17. The machine readable medium as in claim 11, wherein the first
object is a human face.
18. The machine readable medium as in claim 11, wherein the second
image shows at least a portion of a human figure.
19. The machine readable medium as in claim 11, wherein the second
object is a human face.
20. The machine readable medium as in claim 11, wherein the
synthesized image comprises a three-dimensional mesh manipulatable
by the model control points.
Description
FIELD OF INVENTION
[0001] The invention relates to digital image processing systems.
More particularly, the invention relates to a method and an image
processing system for synthesizing and replacing faces of image
objects.
BACKGROUND
[0002] Digital image processing has many applications in a wide
variety of fields. Conventional digital image processing systems
involve processing two-dimensional (2D) images. The 2D images are
digitally processed for subsequent uses.
[0003] In one application, digital image processing is used in the
field of security for recognising objects such as a human face. In
this example, a person's unique facial features are digitally
stored in a face recognition system. The face recognition system
then compares the facial features with a captured image of the
person to determine the identity of that person.
[0004] In another application, digital image processing is used in
the field of virtual reality where an image of one object such as
the human face in an image is manipulated or replaced with another
object of another human face. In this manner, a face of a figure in
a role-playing game is customizable with a gamer own personalized
face.
[0005] However, conventional digital image processing systems are
susceptible to undesirable errors in identifying the human face or
replacing the human face with another human face.
[0006] This is notably due to variations in face orientation, pose,
facial expression and imaging conditions. These variations are
inherent during capturing of the human face by an image-capturing
source.
[0007] Hence, in view of the foregoing limitations of conventional
digital image processing systems, there is a need to provide more
desirable performance in relation to face detection and
replacement.
SUMMARY
[0008] Embodiments of the invention disclosed herein provide a
method and a system for replacing a first object in a 2D image with
a second object based on a synthesized three-dimensional (3D) model
of the second object.
[0009] In accordance with a first embodiment of the invention, a
method for replacing an object in an image is disclosed. The method
comprises obtaining a first image having a first object, the first
image being two-dimensional and the first object having a plurality
of feature portions. The method also comprises generating first
image reference points on the first object and extracting object
properties of the first object from the first image, the object
properties comprising object orientation and dimension of the first
object. The method further comprises providing a three-dimensional
model being representative of a second image object, the
three-dimensional model having model control points thereon, and at
least one of manipulating and displacing the three-dimensional
model based on the object properties of the first object. The
method yet further comprises capturing a synthesized image
containing a synthesized object from the at least one of
manipulated and displaced three-dimensional model, the synthesized
object having second image reference points derived from the model
control points, the second image reference points being associated
with a plurality of image portions of the synthesized object, and
registering the second image reference points to the first image
reference points for subsequent replacement of the first object in
the first image with the synthesized object.

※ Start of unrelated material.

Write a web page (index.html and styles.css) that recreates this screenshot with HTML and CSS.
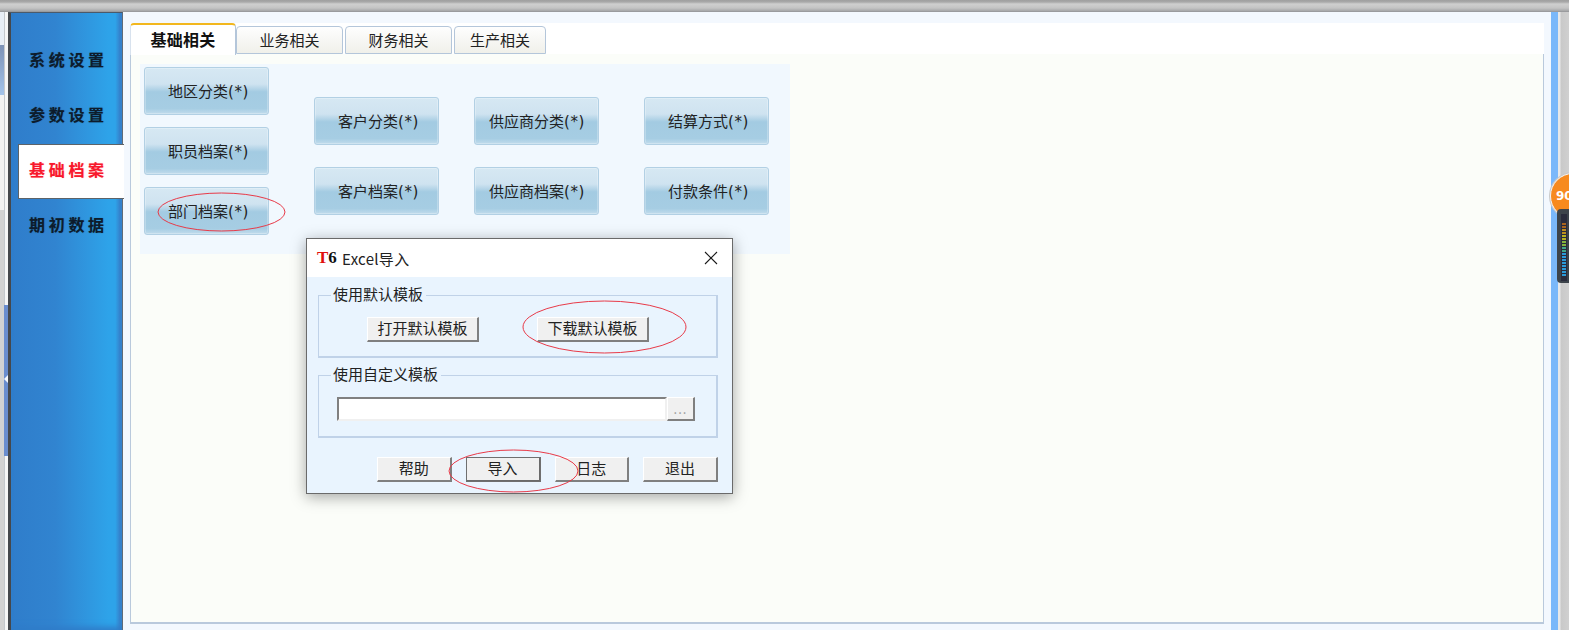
FILE: index.html
```html
<!DOCTYPE html>
<html lang="zh-CN">
<head>
<meta charset="utf-8">
<title>T6 基础档案</title>
<link rel="stylesheet" href="styles.css">
</head>
<body>
<div class="app">
  <div class="topbar"></div>
  <div class="workspace">
    <div class="rail">
      <div class="rail-left">
        <div class="rail-a"></div>
        <div class="rail-b"></div>
        <div class="rail-c"></div>
        <div class="rail-d"></div>
      </div>
      <div class="rail-right">
        <div class="rail-handle"><span class="rail-arrow"></span></div>
      </div>
    </div>
    <nav class="sidebar">
      <div class="side-item">系统设置</div>
      <div class="side-item">参数设置</div>
      <div class="side-item active">基础档案</div>
      <div class="side-item">期初数据</div>
    </nav>
    <main class="main">
      <div class="tabs">
        <div class="tab active">基础相关</div>
        <div class="tab t2">业务相关</div>
        <div class="tab t2">财务相关</div>
        <div class="tab t3">生产相关</div>
      </div>
      <div class="panel">
        <div class="btn-area">
          <div class="col col-a">
            <button class="tile">地区分类<span class="req">(*)</span></button>
            <button class="tile">职员档案<span class="req">(*)</span></button>
            <button class="tile">部门档案<span class="req">(*)</span></button>
          </div>
          <div class="col col-b">
            <button class="tile">客户分类<span class="req">(*)</span></button>
            <button class="tile">客户档案<span class="req">(*)</span></button>
          </div>
          <div class="col col-c">
            <button class="tile long">供应商分类<span class="req">(*)</span></button>
            <button class="tile long">供应商档案<span class="req">(*)</span></button>
          </div>
          <div class="col col-d">
            <button class="tile">结算方式<span class="req">(*)</span></button>
            <button class="tile">付款条件<span class="req">(*)</span></button>
          </div>
        </div>
      </div>
    </main>
    <div class="right-blue"></div>
    <div class="right-gray"></div>
  </div>
</div>

<section class="dialog">
  <header class="dlg-title">
    <span class="logo"><span class="logo-t">T</span>6</span>
    <span class="dlg-name">Excel导入</span>
    <svg class="dlg-close" width="14" height="14" viewBox="0 0 14 14"><path d="M1 1 13 13M13 1 1 13" stroke="#1a1a1a" stroke-width="1.1" fill="none"/></svg>
  </header>
  <div class="dlg-body">
    <fieldset class="group">
      <legend>使用默认模板</legend>
      <div class="group-row">
        <button class="win-btn wide">打开默认模板</button>
        <button class="win-btn wide">下载默认模板</button>
      </div>
    </fieldset>
    <fieldset class="group">
      <legend>使用自定义模板</legend>
      <div class="path-row">
        <input class="path-input" type="text">
        <button class="browse">...</button>
      </div>
    </fieldset>
    <div class="dlg-actions">
      <button class="win-btn">帮助</button>
      <button class="win-btn focus">导入</button>
      <button class="win-btn">日志</button>
      <button class="win-btn">退出</button>
    </div>
  </div>
</section>

<div class="meter">
  <div class="meter-dial">90</div>
  <div class="meter-bar">
    <i class="m1"></i><i class="m1"></i><i class="m2"></i><i class="m2"></i><i class="m3"></i><i class="m3"></i><i class="m4"></i><i class="m4"></i><i class="m5"></i><i class="m5"></i><i class="m6"></i><i class="m6"></i><i class="m6"></i><i class="m6"></i><i class="m6"></i><i class="m6"></i><i class="m6"></i><i class="m6"></i>
  </div>
</div>

<svg class="marks" width="1569" height="630" viewBox="0 0 1569 630">
  <ellipse cx="221.5" cy="212" rx="63.5" ry="19" />
  <ellipse cx="604.5" cy="327" rx="81.5" ry="26" />
  <ellipse cx="513.5" cy="471" rx="64.5" ry="21" />
</svg>
</body>
</html>
```
FILE: styles.css
```css
* { box-sizing: border-box; }
html, body { margin: 0; padding: 0; }
body {
  width: 1569px;
  height: 630px;
  overflow: hidden;
  position: relative;
  background: #f3f8fe;
  font-family: "Noto Sans CJK SC", "Noto Sans", sans-serif;
  color: #1c1c1c;
}
button { font-family: inherit; padding: 0; cursor: default; }

.app { display: flex; flex-direction: column; height: 630px; }
.topbar {
  height: 12px;
  flex: none;
  background: linear-gradient(#9f9f9f 0, #a9a9a9 2px, #cfcfcf 4px, #c4c4c4 8px, #a5a6a8 11px, #8f9093 12px);
}
.workspace { flex: 1; display: flex; min-height: 0; }

/* left rail */
.rail { width: 8px; flex: none; display: flex; background: #f2f2f2; }
.rail-left { width: 4px; display: flex; flex-direction: column; }
.rail-a { height: 33px; background: #e8eef5; }
.rail-b { height: 50px; background: linear-gradient(#7d92b6, #a3c3ea); }
.rail-c { height: 115px; background: #f2f2f2; }
.rail-d { flex: 1; background: #d2d2d2; }
.rail-right { flex: 1; position: relative; background: #f6f6f6; border-left: 1px solid #c4c8cc; padding-top: 293px; }
.rail-handle { height: 151px; margin-left: -1px; background: #6a8dce; position: relative; }
.rail-arrow {
  position: absolute; left: 0; top: 70px; width: 0; height: 0;
  border: 4px solid transparent; border-left: 0; border-right: 4px solid #f4f8ff;
}

/* sidebar */
.sidebar {
  width: 115px;
  flex: none;
  padding-top: 21px;
  background: linear-gradient(90deg, #2f7dcb 0, #3184d0 40%, #2ea3e9 88%, #2ea3e9 94%, #3582cc 98%);
  border-left: 3px solid #45484c;
  border-top: 1px solid #4b5a6b;
  border-right: 1px solid #5f6b78;
  box-shadow: inset 0 -8px 6px -5px #2f7cc8;
}
.side-item {
  height: 55px;
  display: flex;
  align-items: center;
  padding: 0 0 5px 18px;
  font-size: 16px;
  font-weight: 700;
  letter-spacing: 3.7px;
  color: #0d1c2c;
  white-space: nowrap;
  text-shadow: 0 0 1px rgba(13, 28, 44, .45);
}
.side-item.active {
  position: relative;
  margin: 0 -2px 0 7px;
  height: 55px;
  padding: 0 0 5px 10px;
  color: #f8182c;
  text-shadow: 0 0 1px rgba(248, 24, 44, .45);
  background: #fff;
  border: 1px solid #5d6368;
  border-right: 0;
}

/* main */
.main { flex: 1; min-width: 0; padding: 11px 7px 6px 7px; display: flex; flex-direction: column; }
.tabs { height: 31px; flex: none; display: flex; align-items: flex-end; background: #fff; margin-bottom: -1px; position: relative; z-index: 1; }
.tab {
  height: 28px;
  margin-right: 2px;
  padding-bottom: 2px;
  display: flex; align-items: center; justify-content: center;
  font-size: 15px;
  color: #222;
  background: linear-gradient(#fefefe, #f0f0ea);
  border: 1px solid #b4c6da;
  border-bottom: 1px solid #b4c6da;
  border-radius: 4px 4px 0 0;
}
.tab.active {
  width: 106px;
  height: 32px;
  margin-right: 0;
  margin-bottom: -1px;
  font-size: 16px;
  letter-spacing: .3px;
  font-weight: 700;
  color: #111;
  background: #fff;
  border: 0;
  border-right: 1px solid #b4c6da;
  border-left: 1px solid #d8e2ee;
  border-top: 2px solid #f2b71e;
}
.tab.t2 { width: 107px; }
.tab.t3 { width: 92px; }
.panel {
  flex: 1;
  min-height: 0;
  padding: 10px 0 0 9px;
  background: #fbfdf9;
  border: 1px solid #b9c9dc;
  border-width: 1px 1px 2px 1px;
}
.btn-area {
  width: 650px;
  height: 190px;
  display: flex;
  background: #f1f8fe;
  padding-left: 4px;
}
.col { display: flex; flex-direction: column; }
.col-a { gap: 12px; padding-top: 3px; }
.col-b { gap: 22px; padding-top: 33px; margin-left: 45px; }
.col-c { gap: 22px; padding-top: 33px; margin-left: 35px; }
.col-d { gap: 22px; padding-top: 33px; margin-left: 45px; }
.tile {
  width: 125px;
  height: 48px;
  padding: 0 0 0 23px;
  text-align: left;
  white-space: nowrap;
  font-size: 15px;
  line-height: 20px;
  color: #222;
  border: 1px solid #b2d0e4;
  border-radius: 3px;
  background: linear-gradient(#d6e8f3 0, #cfe3f0 35%, #a3cbe2 52%, #a6cde3 88%, #c2dcec 100%);
  box-shadow: inset 0 0 0 1px rgba(255, 255, 255, .25);
}
.tile.long { padding-left: 14px; }
.req { font-family: "DejaVu Sans", sans-serif; letter-spacing: .6px; font-size: 15px; }

/* dialog */
.dialog {
  position: absolute;
  left: 306px;
  top: 238px;
  width: 427px;
  height: 256px;
  display: flex;
  flex-direction: column;
  border: 1px solid #6a6a6a;
  background: #e9f4fe;
  box-shadow: 0 3px 14px rgba(0, 0, 0, .35);
}
.dlg-title {
  height: 38px;
  flex: none;
  display: flex;
  align-items: center;
  padding: 0 14px 0 10px;
  background: #fff;
}
.logo { font-family: "Liberation Serif", serif; font-weight: 700; font-size: 17px; color: #111; width: 25px; }
.logo-t { color: #e0100c; }
.dlg-name { flex: 1; font-size: 15px; letter-spacing: .3px; color: #222; }
.dlg-close { flex: none; }
.dlg-body { flex: 1; display: flex; flex-direction: column; padding: 7px 14px 0 11px; }
.group {
  margin: 0 0 6px;
  padding: 0;
  height: 74px;
  border: 2px solid #c0d2e8;
  border-width: 1px 2px 2px 1px;
  border-radius: 0;
  min-width: 0;
}
.group legend {
  margin-left: 12px;
  padding: 0 3px 2px 2px;
  font-size: 15px;
  line-height: 20px;
  color: #222;
}
.group-row { display: flex; gap: 58px; padding: 11px 0 0 48px; }
.path-row { display: flex; padding: 11px 0 0 18px; }
.win-btn {
  width: 74.75px;
  height: 25px;
  padding-bottom: 3px;
  font-size: 15px;
  line-height: 20px;
  color: #222;
  background: #f0f0f0;
  border: 1px solid;
  border-color: #fff #7f7f7f #7f7f7f #fff;
  border-width: 1px 2px 2px 1px;
}
.win-btn.wide { width: 112px; }
.win-btn.focus { outline: 1px solid #6f6f6f; outline-offset: -1px; border-color: #8a8a8a #6a6a6a #6a6a6a #8a8a8a; }
.path-input {
  width: 330px;
  height: 24px;
  background: #fff;
  border: 2px solid;
  border-color: #808080 #f0f0f0 #f0f0f0 #808080;
  outline: 0;
}
.browse {
  width: 28px;
  height: 24px;
  font-size: 13px;
  letter-spacing: 1px;
  line-height: 14px;
  color: #999;
  background: #f0f0f0;
  border: 1px solid;
  border-color: #fff #7f7f7f #7f7f7f #fff;
  border-width: 1px 2px 2px 1px;
}
.dlg-actions { display: flex; gap: 14px; justify-content: flex-end; margin: 13px 0 0; }

/* right side */
.right-blue { width: 7px; flex: none; background: #7ab8fa; }
.right-gray { width: 11px; flex: none; background: linear-gradient(90deg, #e8e8e8 0, #e8e8e8 2px, #c9c9c9 3px, #d0d0d0 100%); }

.meter { position: absolute; left: 1550px; top: 173px; width: 46px; }
.meter-dial {
  width: 46px;
  height: 46px;
  border-radius: 50%;
  border: 1px solid #f6f6f6;
  box-shadow: 0 0 0 1px #c8c8c8;
  background: #f78a1e;
  color: #fff;
  font: 700 12px/44px "DejaVu Sans", sans-serif;
  text-align: left;
  padding-left: 5px;
  position: relative;
  z-index: 1;
}
.meter-bar {
  position: absolute;
  left: 7px;
  top: 36px;
  width: 30px;
  height: 74px;
  background: #3d444b;
  border-radius: 4px;
  padding: 14px 0 0 5px;
  z-index: 2;
  display: flex;
  flex-direction: column;
  gap: 1px;
}
.meter-bar i { display: block; width: 4px; height: 2px; flex: none; position: relative; }
.meter-bar::before { content: ""; position: absolute; left: 4px; top: 5px; width: 6px; height: 67px; background: #2a2c3c; }
.m1 { background: #a8641f; }
.m2 { background: #bd8f1e; }
.m3 { background: #b8b020; }
.m4 { background: #84b43c; }
.m5 { background: #3fa88a; }
.m6 { background: #2a9ad8; }

.marks { position: absolute; left: 0; top: 0; pointer-events: none; }
.marks ellipse { fill: none; stroke: #e83a48; stroke-width: 1; }
```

[0010] In accordance with a second embodiment of the invention, a
machine readable medium for replacing an object in an image is
disclosed. The machine readable medium has a plurality of
programming instructions stored therein, which when execute, the
instructions cause the machine to obtain a first image having a
first object, where the first image being two-dimensional and the
first object having a plurality of feature portions. The
programming instructions also cause the machine to generate first
image reference points on the first object and extracts object
properties of the first object from the first image, where the
object properties comprises object orientation and dimension of the
first object. The programming instructions also cause the machine
to provide a three-dimensional model being representative of a
second image object, where the three-dimensional model has model
control points thereon, and at least one of manipulating and
displacing the three-dimensional model based on the object
properties of the first object. The programming instructions
further cause the machine to capture a synthesized image containing
a synthesized object from the at least one of manipulated and
displaced three-dimensional model, where the synthesized object has
second image reference points derived from the model control
points, and registers the second image reference points to the
first image reference points for subsequent replacement of the
first object in the first image with the synthesized object.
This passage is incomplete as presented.